The Aquakultre joint doesn't merely borrow its source material — it sets the individual satisfaction expressed in the original and the boasting of the Gang Starr application to the beat of a communal get-down, its piano plunkier and more ecstatic, wah guitars lending a psychedelic looseness, an organ sounding a call for celebration. Twice removed, Garner's hook becomes the sound of Haligonian neo-funk — of Black joy and prosperity.

Of course, Africville was effectively destroyed by years of environmental racism and violent neglect, the City of Halifax refusing its residents access to the same amenities and services other taxpaying Haligonians could take for granted. (Activist Eddie Carvery, brother to Sampson's grandfather Victor, still defies orders attempting to force him from his birthplace in the area for more than 50 years.) But Sampson reaches further back to a time when Africville was a destination, reconstructing a world passed down through memories to forward a new vision.

"The one thing we've gotta remember about Africville is, man, every serious American, Canadian, Black musician that would come through to Nova Scotia, that's where they were going out to: Africville, man. Duke Ellington was married to a woman from Africville — like, c'mon, man. That was the Mecca. When they came through Nova Scotia, that was where they were going. That's where they were spending all their money."

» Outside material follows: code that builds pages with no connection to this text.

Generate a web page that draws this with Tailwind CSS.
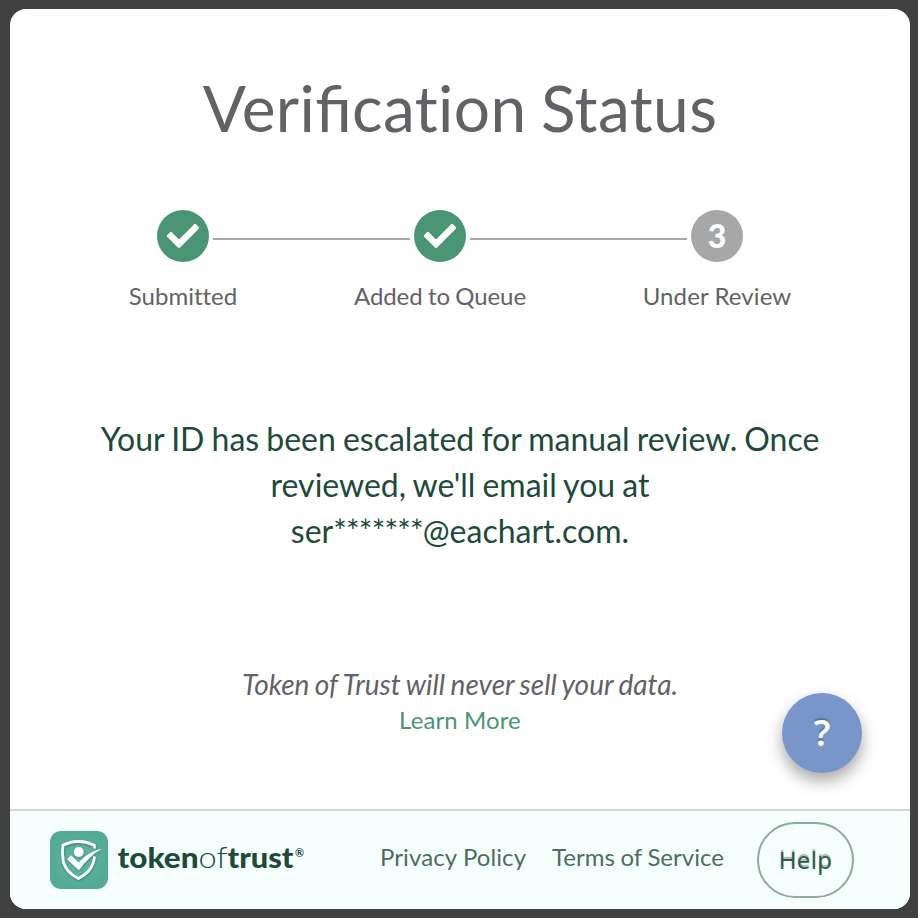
<!DOCTYPE html>
<html lang="en">
<head>
<meta charset="utf-8">
<title>Verification Status</title>
<script src="https://cdn.jsdelivr.net/npm/@tailwindcss/browser@4"></script>
</head>
<body class="h-[918px] overflow-hidden bg-[#404040] pt-[9px] pl-[10px] font-['Lato',sans-serif] text-[#626266] [font-variant-ligatures:none]">
<div class="relative flex h-[900px] w-[900px] flex-col overflow-hidden rounded-2xl bg-white">
  <main class="flex h-[800px] flex-col items-center text-center">
    <h1 class="mt-[60px] text-[64px] leading-[77px] whitespace-nowrap"><span class="tracking-[0.4px]">Veri</span><span class="[font-variant-ligatures:normal]">fi</span><span class="tracking-[0.4px] [word-spacing:-2.5px]">cation Status</span></h1>

    <div class="mt-[64px] mr-5 flex h-[100px] items-start text-2xl">
      <div class="flex w-[52px] flex-col items-center">
        <div class="flex size-[52px] shrink-0 items-center justify-center rounded-full bg-[#4a9573]">
          <svg class="size-8" viewBox="0 0 512 512" fill="#fff"><path d="M173.898 439.404l-166.4-166.4c-9.997-9.997-9.997-26.206 0-36.204l36.203-36.204c9.997-9.998 26.207-9.998 36.204 0L192 312.69 432.095 72.596c9.997-9.997 26.207-9.997 36.204 0l36.203 36.204c9.997 9.997 9.997 26.206 0 36.204l-294.4 294.401c-9.998 9.997-26.207 9.997-36.204-.001z"/></svg>
        </div>
        <span class="mt-[19px] leading-[30px] whitespace-nowrap">Submitted</span>
      </div>
      <div class="mx-1 mt-7 h-0.5 w-[197px] bg-[#a7a7a7]"></div>
      <div class="flex w-[52px] flex-col items-center">
        <div class="flex size-[52px] shrink-0 items-center justify-center rounded-full bg-[#4a9573]">
          <svg class="size-8" viewBox="0 0 512 512" fill="#fff"><path d="M173.898 439.404l-166.4-166.4c-9.997-9.997-9.997-26.206 0-36.204l36.203-36.204c9.997-9.998 26.207-9.998 36.204 0L192 312.69 432.095 72.596c9.997-9.997 26.207-9.997 36.204 0l36.203 36.204c9.997 9.997 9.997 26.206 0 36.204l-294.4 294.401c-9.998 9.997-26.207 9.997-36.204-.001z"/></svg>
        </div>
        <span class="mt-[19px] leading-[30px] whitespace-nowrap tracking-[-0.1px] [word-spacing:-0.6px]">Added to Queue</span>
      </div>
      <div class="mx-1 mt-7 h-0.5 w-[217px] bg-[#a7a7a7]"></div>
      <div class="flex w-[52px] flex-col items-center">
        <div class="flex size-[52px] shrink-0 items-center justify-center rounded-full bg-[#a7a7a7] text-[32px] font-black text-white">3</div>
        <span class="mt-[19px] leading-[30px] tracking-[0.1px] whitespace-nowrap">Under Review</span>
      </div>
    </div>

    <p class="mt-[106px] text-[32px] leading-[46px] whitespace-nowrap text-[#1d4a3a] [word-spacing:-1.1px]">Your ID has been escalated for manual review. Once<br>reviewed, we'll email you at<br>ser<span class="tracking-[-0.8px]">*******</span>@eachart.com.</p>

    <p class="mt-[112px] text-[28px] leading-9 whitespace-nowrap italic [word-spacing:-1.1px]">Token of Trust will never sell your data.</p>
    <a class="text-2xl leading-[35px] tracking-[0.1px] whitespace-nowrap text-[#4a9573]">Learn More</a>
  </main>

  <footer class="flex h-[100px] items-start border-t-2 border-[#d3d8d6] bg-[#f5fffc] pl-10 text-2xl text-[#4d6c61]">
    <svg class="mt-5 size-[58px] shrink-0" viewBox="0 0 58 58">
      <defs>
        <radialGradient id="tile"><stop offset="0" stop-color="#62b9aa"/><stop offset="1" stop-color="#52ab92"/></radialGradient>
        <filter id="soft" x="-20%" y="-20%" width="140%" height="140%"><feDropShadow dx="0.4" dy="0.9" stdDeviation="0.8" flood-color="#1d5c49" flood-opacity=".65"/></filter>
      </defs>
      <rect width="58" height="58" rx="11" fill="url(#tile)"/>
      <g filter="url(#soft)">
        <path d="M44.6 17.5L44.3 14.2Q36.5 10.4 28.5 10.3Q20.5 10.4 12.9 14.2Q11.8 23 13.3 30.4Q15.8 41.2 28.5 47.5Q41 41 43.8 29.8L44.5 25.5" fill="none" stroke="#fff" stroke-width="2.7" stroke-linejoin="round"/>
        <circle cx="28.7" cy="21" r="4.9" fill="#fff"/>
        <path d="M17.2 28.5L21 24.2L28.7 31.5Q38.5 20.4 51.8 17.8Q39.8 24.4 28.8 39.2Z" fill="#fff"/>
      </g>
    </svg>
    <svg class="mt-5 ml-2 h-[58px] w-[194px] shrink-0 overflow-visible" viewBox="0 0 194 58" fill="#1d4a3a" font-family="Lato, sans-serif" font-size="29">
      <text x="1.5" y="37" font-weight="900" textLength="81" lengthAdjust="spacingAndGlyphs">token</text>
      <text x="82.5" y="37" font-weight="300" textLength="29" lengthAdjust="spacingAndGlyphs">of</text>
      <text x="111.5" y="37" font-weight="900" textLength="66" lengthAdjust="spacingAndGlyphs">trust</text>
      <text x="179" y="26" font-size="12" font-weight="700" textLength="9" lengthAdjust="spacingAndGlyphs">®</text>
    </svg>
    <a class="mt-[28px] ml-[70px] w-[147px] leading-9 tracking-[0.1px] whitespace-nowrap">Privacy Policy</a>
    <a class="mt-[28px] ml-[25px] w-[173px] leading-9 whitespace-nowrap [word-spacing:-0.5px]">Terms of Service</a>
    <button class="mt-[11px] ml-[32px] h-[76px] w-[97px] shrink-0 rounded-[38px] border-2 border-[#8eaaa0] font-['Noto_Sans',sans-serif] text-2xl tracking-[0.3px] text-[#2b5c4a] [text-shadow:0_-2px_1px_rgb(0_0_0/0.3)]">Help</button>
  </footer>

  <button class="absolute top-[684px] left-[772px] size-20 rounded-full bg-[#7896ca] font-['Noto_Sans',sans-serif] text-[36px] font-semibold text-white shadow-[0_8px_16px_rgb(0_0_0/0.35)] [text-shadow:0_-2px_1px_rgb(0_0_0/0.25)]">?</button>
</div>
</body>
</html>
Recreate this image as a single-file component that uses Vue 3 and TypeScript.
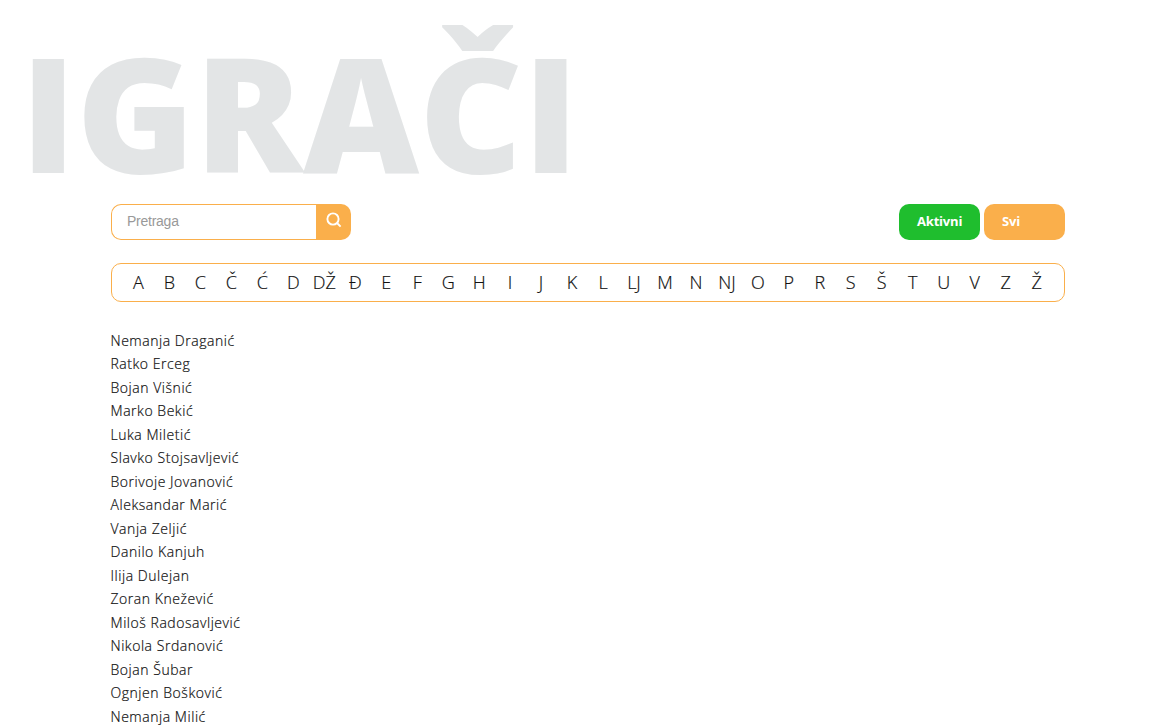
<script setup lang="ts">
const letters: string[] = ['A', 'B', 'C', 'Č', 'Ć', 'D', 'DŽ', 'Đ', 'E', 'F', 'G', 'H', 'I', 'J', 'K', 'L', 'LJ', 'M', 'N', 'NJ', 'O', 'P', 'R', 'S', 'Š', 'T', 'U', 'V', 'Z', 'Ž']
const players: string[] = [
  'Nemanja Draganić', 'Ratko Erceg', 'Bojan Višnić', 'Marko Bekić', 'Luka Miletić',
  'Slavko Stojsavljević', 'Borivoje Jovanović', 'Aleksandar Marić', 'Vanja Zeljić',
  'Danilo Kanjuh', 'Ilija Dulejan', 'Zoran Knežević', 'Miloš Radosavljević',
  'Nikola Srdanović', 'Bojan Šubar', 'Ognjen Bošković', 'Nemanja Milić',
]
</script>

<template>
  <main class="page">
    <h1 class="title">IGRAČI</h1>
    <div class="content">
      <div class="toolbar">
        <form class="search" @submit.prevent>
          <input class="field" type="text" placeholder="Pretraga" />
          <button class="go" type="submit" aria-label="Pretraga">
            <svg width="16" height="16" viewBox="0 0 16 16" fill="none" stroke="#fff" stroke-width="1.9">
              <circle cx="7" cy="7" r="5.6" />
              <path d="M11 11L14.6 14.6" />
            </svg>
          </button>
        </form>
        <div class="filters">
          <button class="filter active">Aktivni</button>
          <button class="filter">Svi</button>
        </div>
      </div>
      <nav class="letters">
        <a v-for="l in letters" :key="l" class="letter">{{ l }}</a>
      </nav>
      <ul class="players">
        <li v-for="p in players" :key="p">{{ p }}</li>
      </ul>
    </div>
  </main>
</template>

<style>
body { background: #fff; overflow: hidden; }
</style>

<style scoped>
.page { height: 728px; overflow: hidden; font-family: "Open Sans", sans-serif; color: #111; }
.title { margin: 0; padding: 0 0 0 20.5px; height: 204px; line-height: 222px; font-size: 160px; font-weight: 800; color: #e3e5e6; white-space: nowrap; }
.content { width: 954px; margin-left: 111px; }
.toolbar { display: flex; justify-content: space-between; height: 36px; }
.search { display: flex; width: 240px; }
.field { box-sizing: border-box; width: 205px; height: 36px; padding: 0 15px 2px; border: 1px solid #faaf4b; border-right: 0; border-radius: 10px 0 0 10px; font: 14px "Liberation Sans", Arial, sans-serif; letter-spacing: -0.25px; outline: 0; }
.field::placeholder { color: #999; opacity: 1; }
.go { width: 35px; height: 36px; padding: 0 0 4px; border: 0; border-radius: 0 10px 10px 0; background: #faaf4b; display: flex; align-items: center; justify-content: center; }
.filters { display: flex; gap: 4px; }
.filter { width: 81px; height: 36px; padding: 0 18px 2px; border: 0; border-radius: 10px; background: #faaf4b; color: #fff; font: 700 13px "Open Sans", sans-serif; letter-spacing: -0.2px; text-align: left; }
.filter.active { background: #1fbe2e; }
.letters { box-sizing: border-box; height: 39px; margin-top: 23px; padding: 0 12px 0 11px; border: 1px solid #faaf4b; border-radius: 10px; display: flex; }
.letter { flex: 1 1 0; min-width: 0; display: flex; justify-content: center; font-size: 18px; line-height: 37px; font-weight: 300; -webkit-text-stroke: 0.2px #111; white-space: nowrap; }
.players { list-style: none; margin: 26.5px 0 0 -0.5px; padding: 0; font-size: 14px; line-height: 23.5px; font-weight: 300; letter-spacing: 0.54px; -webkit-text-stroke: 0.2px #111; }
</style>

Paying respects to the past while honouring the community around him in the process, for Sampson, it's all a matter of paying it forward

"If it wasn't for the community around me, I don't think I'd really be here. I wouldn't be able to create music the way I do," Sampson says. "I'm trying to meet people at the ground level, and I'm not gonna be able to do that if I'm not keeping it real with myself.

"I just try to keep it one thousand, if you will."